What to do if a loved one relapses
When someone you care about starts drinking or using drugs again, it’s normal to feel frustrated, angry or upset.
But it doesn’t mean that they’ve failed or that their treatments haven’t worked.
Ultimately, your loved one is responsible for their own drinking or drug use, and the desire to change has to come from them.
But there are still ways to look after them and yourself.
The difference between lapses and relapses
A lapse is when someone drinks or uses drugs once after not drinking or using for a while.
A relapse is when someone goes back to drinking or using drugs regularly.
A single lapse doesn’t mean that they have failed. With support and encouragement, they can avoid a full relapse.
If someone does have a full relapse, it might make stopping more difficult - but if they have managed it once, they can do it again.
Look after yourself
While you’re looking after your loved one, it’s important that you also look after yourself.

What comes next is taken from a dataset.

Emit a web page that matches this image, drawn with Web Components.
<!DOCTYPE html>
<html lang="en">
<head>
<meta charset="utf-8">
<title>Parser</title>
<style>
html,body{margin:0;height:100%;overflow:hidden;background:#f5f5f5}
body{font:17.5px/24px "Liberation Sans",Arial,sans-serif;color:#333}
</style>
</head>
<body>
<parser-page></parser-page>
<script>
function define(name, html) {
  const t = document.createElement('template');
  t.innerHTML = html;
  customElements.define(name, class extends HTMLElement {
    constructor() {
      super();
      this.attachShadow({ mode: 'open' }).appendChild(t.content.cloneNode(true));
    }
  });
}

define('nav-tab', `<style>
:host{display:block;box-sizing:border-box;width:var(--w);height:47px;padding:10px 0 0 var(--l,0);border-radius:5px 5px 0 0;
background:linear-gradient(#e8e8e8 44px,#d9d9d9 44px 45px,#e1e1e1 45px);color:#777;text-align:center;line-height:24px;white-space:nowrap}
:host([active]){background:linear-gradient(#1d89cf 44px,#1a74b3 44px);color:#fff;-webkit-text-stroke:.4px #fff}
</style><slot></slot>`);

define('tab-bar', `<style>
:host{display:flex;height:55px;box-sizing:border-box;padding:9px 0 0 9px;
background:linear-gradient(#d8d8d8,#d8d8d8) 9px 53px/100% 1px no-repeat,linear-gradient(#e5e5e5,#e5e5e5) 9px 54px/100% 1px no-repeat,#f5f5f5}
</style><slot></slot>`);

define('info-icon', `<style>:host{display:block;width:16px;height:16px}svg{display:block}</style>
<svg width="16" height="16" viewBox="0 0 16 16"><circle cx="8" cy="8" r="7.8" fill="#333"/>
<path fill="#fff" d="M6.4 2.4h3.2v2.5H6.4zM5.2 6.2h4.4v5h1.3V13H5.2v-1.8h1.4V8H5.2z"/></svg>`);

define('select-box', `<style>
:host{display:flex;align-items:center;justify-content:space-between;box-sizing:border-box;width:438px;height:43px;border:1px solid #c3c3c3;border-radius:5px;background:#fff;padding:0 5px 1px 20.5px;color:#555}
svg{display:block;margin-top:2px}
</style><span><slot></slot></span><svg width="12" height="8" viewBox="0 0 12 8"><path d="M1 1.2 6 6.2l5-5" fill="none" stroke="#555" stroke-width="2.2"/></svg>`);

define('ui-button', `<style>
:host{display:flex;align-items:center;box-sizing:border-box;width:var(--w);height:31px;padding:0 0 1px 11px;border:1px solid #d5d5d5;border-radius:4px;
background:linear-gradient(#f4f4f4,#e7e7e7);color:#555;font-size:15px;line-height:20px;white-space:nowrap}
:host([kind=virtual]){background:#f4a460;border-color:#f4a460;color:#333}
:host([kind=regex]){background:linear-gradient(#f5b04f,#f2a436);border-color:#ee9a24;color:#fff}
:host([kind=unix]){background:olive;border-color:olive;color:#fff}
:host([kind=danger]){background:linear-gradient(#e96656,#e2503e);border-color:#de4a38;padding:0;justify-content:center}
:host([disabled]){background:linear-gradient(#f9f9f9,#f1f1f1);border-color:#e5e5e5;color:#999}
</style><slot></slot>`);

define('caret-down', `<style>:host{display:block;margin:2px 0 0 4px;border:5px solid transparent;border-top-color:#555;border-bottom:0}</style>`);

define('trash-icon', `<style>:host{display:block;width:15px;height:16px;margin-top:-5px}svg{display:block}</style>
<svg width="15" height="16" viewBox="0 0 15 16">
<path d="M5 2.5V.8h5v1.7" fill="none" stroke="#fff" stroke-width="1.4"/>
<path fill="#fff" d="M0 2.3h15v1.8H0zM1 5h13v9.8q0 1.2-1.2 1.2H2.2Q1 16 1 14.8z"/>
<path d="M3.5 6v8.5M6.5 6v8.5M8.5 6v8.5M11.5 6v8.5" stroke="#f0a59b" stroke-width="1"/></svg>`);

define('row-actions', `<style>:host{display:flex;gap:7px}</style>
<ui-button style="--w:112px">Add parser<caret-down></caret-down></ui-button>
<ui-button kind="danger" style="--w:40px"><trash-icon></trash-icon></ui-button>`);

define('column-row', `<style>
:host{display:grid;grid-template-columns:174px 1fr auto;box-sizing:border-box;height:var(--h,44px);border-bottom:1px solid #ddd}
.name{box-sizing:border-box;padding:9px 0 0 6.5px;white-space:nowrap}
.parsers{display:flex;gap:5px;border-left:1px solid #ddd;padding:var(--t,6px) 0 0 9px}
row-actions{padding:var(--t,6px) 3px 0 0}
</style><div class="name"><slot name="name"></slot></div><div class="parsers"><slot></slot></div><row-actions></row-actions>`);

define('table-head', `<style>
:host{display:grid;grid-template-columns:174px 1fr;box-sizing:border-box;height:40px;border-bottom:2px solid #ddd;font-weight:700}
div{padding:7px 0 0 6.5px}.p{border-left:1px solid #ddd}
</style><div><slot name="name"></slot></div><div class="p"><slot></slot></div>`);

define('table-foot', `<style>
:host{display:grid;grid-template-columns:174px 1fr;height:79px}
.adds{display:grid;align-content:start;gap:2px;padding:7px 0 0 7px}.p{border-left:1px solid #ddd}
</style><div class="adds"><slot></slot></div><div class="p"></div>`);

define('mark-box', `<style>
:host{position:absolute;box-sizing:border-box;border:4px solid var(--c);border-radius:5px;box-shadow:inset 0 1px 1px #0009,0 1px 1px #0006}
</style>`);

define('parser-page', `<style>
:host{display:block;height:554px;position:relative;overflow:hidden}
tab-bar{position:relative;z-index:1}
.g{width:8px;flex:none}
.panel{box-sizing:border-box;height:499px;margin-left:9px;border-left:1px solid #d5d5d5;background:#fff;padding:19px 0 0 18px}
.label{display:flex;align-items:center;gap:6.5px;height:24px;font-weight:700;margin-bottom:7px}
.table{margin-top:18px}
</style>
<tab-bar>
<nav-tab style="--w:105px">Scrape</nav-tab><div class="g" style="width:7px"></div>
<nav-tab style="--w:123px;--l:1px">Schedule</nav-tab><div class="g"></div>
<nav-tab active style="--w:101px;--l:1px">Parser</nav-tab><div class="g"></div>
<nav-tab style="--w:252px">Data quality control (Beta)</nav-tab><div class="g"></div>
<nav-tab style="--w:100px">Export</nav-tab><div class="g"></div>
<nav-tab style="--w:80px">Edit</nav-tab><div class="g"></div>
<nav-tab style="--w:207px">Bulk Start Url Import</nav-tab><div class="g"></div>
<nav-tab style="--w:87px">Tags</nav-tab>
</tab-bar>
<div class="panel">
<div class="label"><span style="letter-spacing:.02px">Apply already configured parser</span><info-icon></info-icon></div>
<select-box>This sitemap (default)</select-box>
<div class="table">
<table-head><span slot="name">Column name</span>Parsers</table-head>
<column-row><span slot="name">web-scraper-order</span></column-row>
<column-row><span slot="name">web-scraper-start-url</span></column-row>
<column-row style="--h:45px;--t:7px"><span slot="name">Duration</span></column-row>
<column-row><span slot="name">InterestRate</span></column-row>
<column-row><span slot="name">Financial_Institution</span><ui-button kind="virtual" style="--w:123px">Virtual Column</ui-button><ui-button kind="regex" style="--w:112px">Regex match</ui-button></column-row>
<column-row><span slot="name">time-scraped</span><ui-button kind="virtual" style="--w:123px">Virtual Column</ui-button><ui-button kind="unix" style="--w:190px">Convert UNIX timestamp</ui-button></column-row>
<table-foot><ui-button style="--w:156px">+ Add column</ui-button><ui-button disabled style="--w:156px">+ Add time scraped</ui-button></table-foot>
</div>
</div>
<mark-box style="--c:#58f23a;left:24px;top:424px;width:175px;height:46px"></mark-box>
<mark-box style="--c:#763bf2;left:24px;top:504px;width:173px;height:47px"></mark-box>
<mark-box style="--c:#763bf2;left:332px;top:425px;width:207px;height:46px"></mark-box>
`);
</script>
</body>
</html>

One important way to protect yourself is to set healthy boundaries: the limits you have when it comes to other people’s behaviour.
For example, you may draw the line at being lied to, being sworn at, or having drink or drugs in your home.

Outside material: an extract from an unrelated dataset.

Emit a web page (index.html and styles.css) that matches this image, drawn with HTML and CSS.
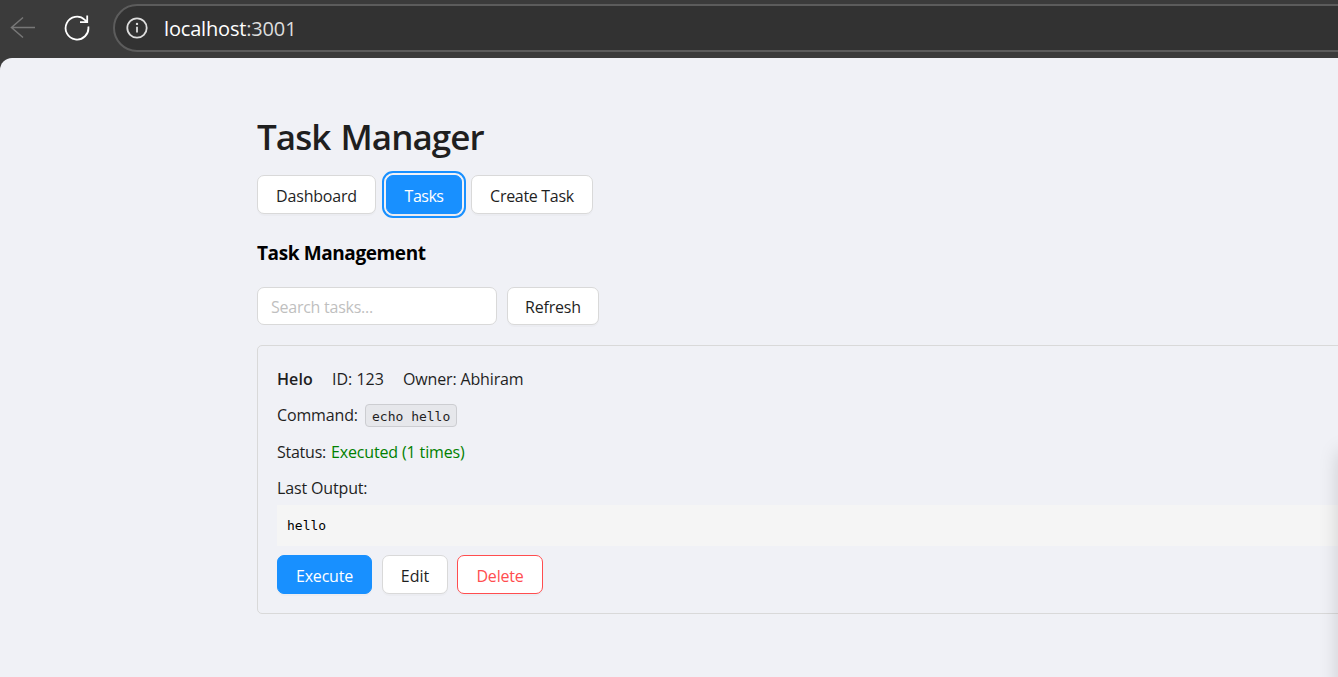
FILE: index.html
```html
<!DOCTYPE html>
<html lang="en">
<head>
<meta charset="utf-8">
<title>Task Manager</title>
<link rel="stylesheet" href="styles.css">
</head>
<body>
<header class="browser">
  <svg class="back" width="26" height="24" viewBox="0 0 26 24"><path d="M13 1.5 1.5 11.5l11.5 10M1.5 11.5H25"/></svg>
  <svg class="reload" width="26" height="26" viewBox="0 0 26 26"><path d="M24.3 11.5A11.4 11.4 0 1 1 20.8 4.8L23 7M23.2 0.5V7.2H16"/></svg>
  <div class="address">
    <svg class="info" width="22" height="22" viewBox="0 0 22 22"><circle cx="11" cy="11" r="9.7"/><path d="M11 9.7V15.5"/><circle class="dot" cx="11" cy="6.9" r="1.2"/></svg>
    <span class="url">localhost<span class="port">:3001</span></span>
  </div>
</header>
<div class="viewport">
  <main class="page">
    <h1 class="title">Task Manager</h1>
    <nav class="row nav">
      <button class="btn dashboard">Dashboard</button>
      <button class="btn primary focused">Tasks</button>
      <button class="btn create">Create Task</button>
    </nav>
    <h3 class="subtitle">Task Management</h3>
    <div class="row search-row">
      <input class="search" type="text" placeholder="Search tasks...">
      <button class="btn refresh">Refresh</button>
    </div>
    <section class="card">
      <p class="line meta"><strong class="name">Helo</strong><span class="id">ID: 123</span><span class="owner">Owner: Abhiram</span></p>
      <p class="line command"><span class="label">Command:</span><code class="code">echo hello</code></p>
      <p class="line status"><span class="label">Status:</span><span class="done">Executed (1 times)</span></p>
      <p class="line last">Last Output:</p>
      <pre class="output">hello</pre>
      <div class="row">
        <button class="btn primary execute">Execute</button>
        <button class="btn edit">Edit</button>
        <button class="btn danger">Delete</button>
      </div>
    </section>
  </main>
  <div class="edge"></div>
</div>
</body>
</html>
```
FILE: styles.css
```css
* { box-sizing: border-box; }
body { margin: 0; width: 1338px; height: 677px; overflow: hidden; background: #3b3b3b; font: 16px/24px "Open Sans", "Noto Sans", sans-serif; color: #1f1f1f; }
.browser { display: flex; align-items: center; height: 58px; padding: 0 0 2px 10px; }
.browser svg { flex: none; fill: none; stroke-width: 1.5; }
.back { stroke: #777; }
.reload { margin-left: 28px; stroke: #fff; }
.address { display: flex; align-items: center; width: 1260px; height: 48px; flex: none; margin-left: 23px; padding-left: 11px; border: 2px solid #5c5c5c; border-radius: 24px; background: #323232; }
.browser .reload, .browser .info { stroke-width: 1.8; }
.info { stroke: #ddd; }
.info .dot { fill: #ddd; stroke: none; }
.url { margin-left: 16px; padding-top: 1px; font-size: 20px; letter-spacing: -0.17px; color: #fff; white-space: nowrap; }
.port { color: #ddd; }
.viewport { position: relative; height: 619px; overflow: hidden; border-radius: 12px 0 0 0; background: #f0f1f6; }
.page { width: 1200px; padding: 54px 0 0 257px; box-sizing: content-box; }
.title { margin: 0; height: 50px; font-size: 35px; line-height: 49px; font-weight: 600; white-space: nowrap; letter-spacing: -0.95px; word-spacing: 2px; }
.row { display: flex; gap: 10px; }
.nav { margin-top: 13px; }
.btn { flex: none; height: 39px; padding: 2px 0 0; border: 1px solid #d9d9d9; border-radius: 7px; background: #fff; color: #1f1f1f; font: inherit; letter-spacing: -0.2px; text-align: center; box-shadow: 0 2px 0 rgba(0,0,0,.02); white-space: nowrap; }
.dashboard { width: 119px; }
.focused { width: 76px; outline: 2px solid #1890ff; outline-offset: 2px; letter-spacing: -0.5px; }
.create { width: 122px; margin-left: -1px; letter-spacing: -0.3px; }
.primary { background: #1890ff; border-color: #1890ff; color: #fff; }
.danger { width: 86px; margin-left: -1px; border-color: #ff4d4f; color: #ff4d4f; }
.execute { width: 95px; }
.edit { width: 66px; letter-spacing: 0; }
.refresh { width: 92px; height: 38px; }
.subtitle { margin: 25px 0 0; font-size: 19px; line-height: 28px; font-weight: 700; letter-spacing: -0.4px; color: #000; white-space: nowrap; }
.search-row { margin-top: 20px; }
.search { width: 240px; height: 38px; padding: 2px 13px 0; border: 1px solid #d9d9d9; border-radius: 7px; background: #fff; font: inherit; letter-spacing: -0.25px; }
.search::placeholder { color: #bfbfbf; opacity: 1; }
.card { width: 1200px; height: 269px; margin-top: 20px; padding: 21px 19px; border: 1px solid #d9d9d9; border-radius: 5px; }
.line { display: flex; align-items: center; height: 24px; margin: 0 0 12.4px; letter-spacing: -0.15px; white-space: nowrap; }
.name { width: 55px; font-weight: 600; letter-spacing: 0.1px; }
.id { width: 71px; letter-spacing: 0; }
.command .label { width: 88px; }
.code { height: 23px; width: 92px; padding: 0 6px; border: 1px solid #cccdd1; border-radius: 4px; background: #e6e7eb; font: 13px/23px "DejaVu Sans Mono", monospace; letter-spacing: 0; }
.status .label { width: 54px; letter-spacing: -0.25px; }
.done { color: #008000; }
.last { margin-bottom: 5px; }
.output { margin: 0 0 9px; height: 41px; padding: 0 10px; background: #f5f5f5; color: #000; font: 13px/41px "DejaVu Sans Mono", monospace; }
.edge { position: absolute; right: -21px; top: 394px; width: 20px; height: 320px; box-shadow: 0 0 20px rgba(0,0,0,.17); }
```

Keeping boundaries can be difficult. But in the end, they will protect you and your loved one.
Get some help
Anyone who’s struggling with drink or drugs can benefit from professional help.
If your loved one has been attending a drug or alcohol service, encourage them to get in touch and be honest about the troubles they’re having.
If they haven’t attended a service, a lapse or relapse could encourage them to join one for the first time.
We also run a free and confidential webchat service, offering advice and support to people with drug or alcohol problems, or their friends and families.
It's not personal
It’s not personal
It’s normal to feel angry, disappointed or frustrated when your loved one has a lapse or relapse.
If someone has promised to change, it can feel personal if they drink or use drugs again.
But in fact, their decision has nothing to do with you. The cravings that lead someone to lapse or relapse can push all other thoughts from their mind.
So even if it feels personal, try not to get angry. If your trust has been damaged, it’s more helpful to focus on maintaining your boundaries.
Help them avoid triggers
Triggers are things that make someone want to use alcohol and drugs. They could include:
- moods and feelings
- times of the day or week
You won’t always be able to avoid your loved one’s triggers, but it’s still helpful to know what they are.
Doing what you can to help your loved one avoid their triggers will make them less likely to lapse again.
See our advice on how to understand and avoid triggers.
Try to stay connected
After a lapse or relapse, your loved one may feel like giving up.
But you can help them stay motivated by expressing optimism about them getting back on track.
If you show them that you believe they can change, they will be more likely to believe it themselves.
This can be difficult if you’re feeling let down. But remember, most people who stop drinking or using drugs for good have lapses or relapses along the way.
Keeping this in mind will help you and your loved one stay positive.